Validating Benchmarks

Setting Expected Gas Usage

In benchmark mode, set the expected gas consumption using the expected_benchmark_gas_used field, if the test do not need to consume the full gas limit. Developer could calculate and specify the expected usage. If expected_benchmark_gas_used is not available, the setting will fall back to using gas_benchmark_value as the expected value.

This feature is primarily used in worst-case benchmark mode.

@pytest.mark.valid_from("Prague")
def test_empty_block(
    blockchain_test: BlockchainTestFiller,
    pre: Alloc,
):
    """Test running an empty block as a baseline for fixed proving costs."""
    blockchain_test(
        pre=pre,
        post={},
        blocks=[Block(txs=[])],
        expected_benchmark_gas_used=0,
    )

This is a safety check to make sure the benchmark works as expected. For example, if a test uses the JUMP instruction but the jump destination is invalid, each transaction will stop early. That means it won't use as much gas as we expected.

This check helps catch such issues. As a result, the post-storage comparison method via SSTORE is no longer needed, thereby reducing the additional storage cost.

However, in cases where it is difficult to determine the total gas usage, or if an alternative verification method is used, developers may set skip_gas_used_validation to True to disable the gas usage check.

Setting Target Operation

For fixed-opcode-count mode, specify which opcode to target using the target_opcode parameter.

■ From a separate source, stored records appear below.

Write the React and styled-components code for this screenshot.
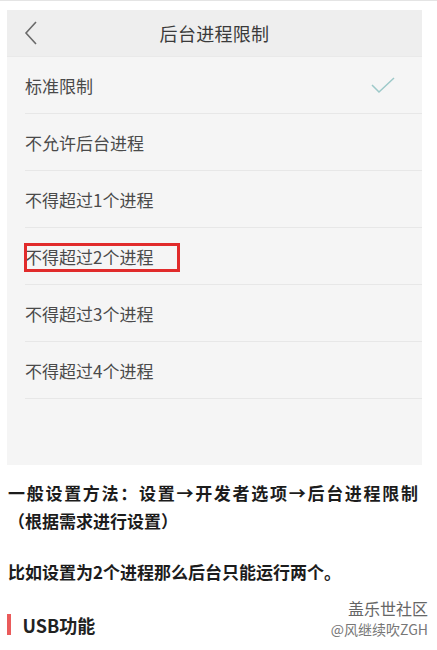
import React from "react";
import styled, { createGlobalStyle } from "styled-components";

const GlobalStyle = createGlobalStyle`
  html, body {
    margin: 0;
    padding: 0;
    background: #fff;
    font-family: "Noto Sans CJK SC", "Noto Sans", sans-serif;
  }
`;

const Page = styled.div`
  position: relative;
  width: 437px;
  height: 650px;
  overflow: hidden;
  border-top: 1px solid #e4e4e4;
  box-sizing: border-box;
`;

const Shot = styled.div`
  margin: 9px 15px 0 7px;
  width: 415px;
  background: #f5f5f5;
`;

const Header = styled.div`
  display: grid;
  grid-template-columns: 1fr auto 1fr;
  align-items: center;
  height: 47px;
  background: #eeeeee;
  border-bottom: 1px solid #e9e9e9;
  box-sizing: border-box;
  padding: 0 17px;
`;

const Title = styled.div`
  font-size: 18px;
  color: #3a3a3a;
  letter-spacing: 0.3px;
`;

const List = styled.div`
  height: 408px;
  padding-left: 18px;
`;

const Row = styled.div`
  display: flex;
  align-items: center;
  justify-content: space-between;
  height: 57px;
  padding-right: 27px;
  border-bottom: 1px solid #e7e7e7;
  box-sizing: border-box;
  font-size: 17px;
  line-height: 17px;
  color: #4a4a4a;
`;

const Label = styled.span`
  position: relative;
  display: block;
  ${({ $marked }) =>
    $marked &&
    `
    &::after {
      content: "";
      position: absolute;
      left: -1px;
      top: -5px;
      width: 156px;
      height: 29px;
      border: 3px solid #e12b2b;
      box-sizing: border-box;
    }
  `}
`;

const Paragraph = styled.p`
  margin: 0;
  padding: 0 19px 0 8px;
  font-size: 17px;
  line-height: 28px;
  font-weight: 700;
  color: #1c1c1c;
`;

const Line = styled.span`
  display: block;
  text-align: ${({ $justify }) => ($justify ? "justify" : "left")};
  text-align-last: ${({ $justify }) => ($justify ? "justify" : "auto")};
`;

const Intro = styled.div`
  padding-top: 14px;
  display: flex;
  flex-direction: column;
  gap: 23px;
`;

const Heading = styled.div`
  display: flex;
  align-items: center;
  gap: 12px;
  margin-top: 28px;
  padding-left: 7px;
  height: 21px;
  font-size: 18px;
  font-weight: 700;
  color: #222;
`;

const Bar = styled.span`
  width: 3.5px;
  height: 21px;
  background: #ea5b5b;
`;

const Watermark = styled.div`
  position: absolute;
  right: 9px;
  top: 597px;
  display: flex;
  flex-direction: column;
  align-items: flex-end;
  line-height: 21px;
  color: #6e6e6e;
`;

const MarkTop = styled.span`
  font-size: 16px;
  color: #666;
`;

const MarkBottom = styled.span`
  font-size: 14px;
  color: #777;
`;

const Back = () => (
  <svg width="14" height="24" viewBox="0 0 14 24">
    <path d="M12 1 L2 12 L12 23" fill="none" stroke="#6a6a6a" strokeWidth="1.6" />
  </svg>
);

const Check = () => (
  <svg width="24" height="18" viewBox="0 0 24 18">
    <path d="M1 9 L8 16 L23 2" fill="none" stroke="#9dc9c9" strokeWidth="1.5" />
  </svg>
);

const options = [
  "标准限制",
  "不允许后台进程",
  "不得超过1个进程",
  "不得超过2个进程",
  "不得超过3个进程",
  "不得超过4个进程",
];

export default function App() {
  return (
    <>
      <GlobalStyle />
      <Page>
        <Shot>
          <Header>
            <Back />
            <Title>后台进程限制</Title>
            <span />
          </Header>
          <List>
            {options.map((item, i) => (
              <Row key={item}>
                <Label $marked={i === 3}>{item}</Label>
                {i === 0 && <Check />}
              </Row>
            ))}
          </List>
        </Shot>
        <Intro>
          <Paragraph>
            <Line $justify>一般设置方法：设置→开发者选项→后台进程限制</Line>
            <Line>（根据需求进行设置）</Line>
          </Paragraph>
          <Paragraph>比如设置为2个进程那么后台只能运行两个。</Paragraph>
        </Intro>
        <Heading>
          <Bar />
          USB功能
        </Heading>
        <Watermark>
          <MarkTop>盖乐世社区</MarkTop>
          <MarkBottom>@风继续吹ZGH</MarkBottom>
        </Watermark>
      </Page>
    </>
  );
}
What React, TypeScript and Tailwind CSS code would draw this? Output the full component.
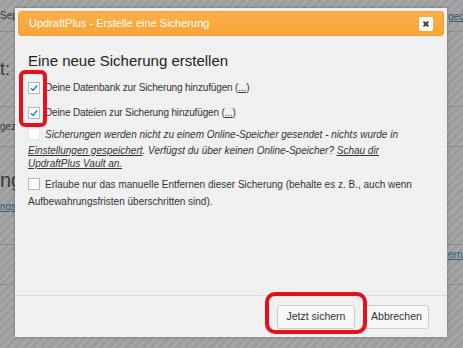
import React from "react";

const Check = ({ checked, faint }: { checked?: boolean; faint?: boolean }) => (
  <span
    className={
      "inline-flex h-[12px] w-[12px] shrink-0 items-center justify-center border bg-white " +
      (faint ? "border-[#e6e6e6] bg-[#f4f4f4]" : "border-[#b4b9be]")
    }
  >
    {checked && (
      <svg viewBox="0 0 12 12" className="h-[10px] w-[10px]">
        <path d="M2.2 6.2 L4.8 8.8 L9.8 3" fill="none" stroke="#1e8cbe" strokeWidth="1.8" />
      </svg>
    )}
  </span>
);

export default function App() {
  return (
    <div
      className="relative h-[348px] w-[463px] overflow-hidden bg-[repeating-linear-gradient(135deg,#a6a6a6_0px,#a6a6a6_3px,#9c9c9c_3px,#9c9c9c_6px)] text-[#333]"
      style={{ fontFamily: '"Liberation Sans", Arial, sans-serif' }}
    >
      {/* Seite im Hintergrund */}
      <div className="flex h-full flex-col text-[#3a3a3a]">
        <div className="h-[32px] border-b border-[#8f8f8f] pt-[8px] text-[10px]">Sep</div>
        <div className="flex h-[75px] items-center border-b border-[#8f8f8f] text-[18px]">t:</div>
        <div className="h-[40px] border-b border-[#8f8f8f] pt-[12px] text-[10px]">gez</div>
        <div className="flex h-[48px] items-end text-[20px]">ng</div>
        <div className="h-[50px] border-b border-[#8f8f8f] pt-[4px] text-[10px] text-[#2a5a7a] underline">ngs</div>
        <div className="h-[40px] border-b border-[#8f8f8f]" />
      </div>
      <div className="absolute left-[448px] top-[9px] text-[10px] text-[#2a5a7a] underline">ged</div>
      <div className="absolute left-[448px] top-[247px] text-[10px] text-[#2a5a7a] underline">ern</div>

      {/* Dialog */}
      <div className="absolute left-[15px] top-[8px] flex h-[329px] w-[432px] flex-col bg-[#f0f0f0] shadow-[0_0_3px_rgba(0,0,0,0.3)]">
        <div className="mx-[3px] mt-[3px] flex h-[25px] items-center justify-between rounded-[3px] border border-[#f0a030] bg-[linear-gradient(#fbb048,#f7a437)] px-[10px]">
          <span className="text-[11px] text-white">UpdraftPlus - Erstelle eine Sicherung</span>
          <span className="flex h-[14px] w-[14px] items-center justify-center rounded-[2px] bg-white">
            <svg viewBox="0 0 10 10" className="h-[8px] w-[8px]">
              <path d="M2 2 L8 8 M8 2 L2 8" stroke="#333" strokeWidth="2.4" />
            </svg>
          </span>
        </div>

        <div className="flex flex-1 flex-col px-[13px] pt-[15px]">
          <h2 className="text-[15px] leading-[20px] text-[#222]">Eine neue Sicherung erstellen</h2>

          <div className="mt-[10px] flex flex-col text-[10px] leading-[13px]">
            <div className="flex items-center gap-[5px]">
              <Check checked />
              <span className="tracking-[-0.15px]">
                Deine Datenbank zur Sicherung hinzufügen (<span className="underline">...</span>)
              </span>
            </div>
            <div className="mt-[12px] flex items-center gap-[5px]">
              <Check checked />
              <span className="tracking-[-0.15px]">
                Deine Dateien zur Sicherung hinzufügen (<span className="underline">...</span>)
              </span>
            </div>
            <div className="mt-[9px] italic leading-[13.5px]">
              <span className="mr-[5px] inline-block align-[-2px]">
                <Check faint />
              </span>
              Sicherungen werden nicht zu einem Online-Speicher gesendet - nichts wurde in
              <br />
              <span className="underline">Einstellungen gespeichert</span>. Verfügst du über keinen Online-Speicher?{" "}
              <span className="underline">Schau dir</span>
              <br />
              <span className="underline">UpdraftPlus Vault an.</span>
            </div>
            <div className="mt-[6px] leading-[15px]">
              <span className="mr-[5px] inline-block align-[-2px]">
                <Check />
              </span>
              Erlaube nur das manuelle Entfernen dieser Sicherung (behalte es z. B., auch wenn
              <br />
              Aufbewahrungsfristen überschritten sind).
            </div>
          </div>
        </div>

        <div className="flex h-[42px] items-center justify-end gap-[9px] border-t border-[#dcdcdc] pr-[18px]">
          <button className="h-[24px] w-[78px] rounded-[3px] border border-[#ccc] bg-[#f7f7f7] text-[10.5px] text-[#333]">
            Jetzt sichern
          </button>
          <button className="h-[24px] w-[65px] rounded-[3px] border border-[#ccc] bg-[#f7f7f7] text-[10.5px] text-[#333]">
            Abbrechen
          </button>
        </div>
      </div>

      {/* rote Markierungen */}
      <div className="absolute left-[19px] top-[70px] h-[57px] w-[28px] rounded-[6px] border-[4px] border-[#e8101a]" />
      <div className="absolute left-[265px] top-[292px] h-[42px] w-[102px] rounded-[10px] border-[4px] border-[#e8101a]" />
    </div>
  );
}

The benchmark will compare the opcode count of target_opcode from test execution to the expected count for verification.

def test_jumpdests(
    benchmark_test: BenchmarkTestFiller,
) -> None:
    """Benchmark JUMPDEST instruction."""
    benchmark_test(
        target_opcode=Op.JUMPDEST,
        code_generator=JumpLoopGenerator(attack_block=Op.JUMPDEST),
    )

Note: This verification currently only works in fill mode, not in execute-remote mode.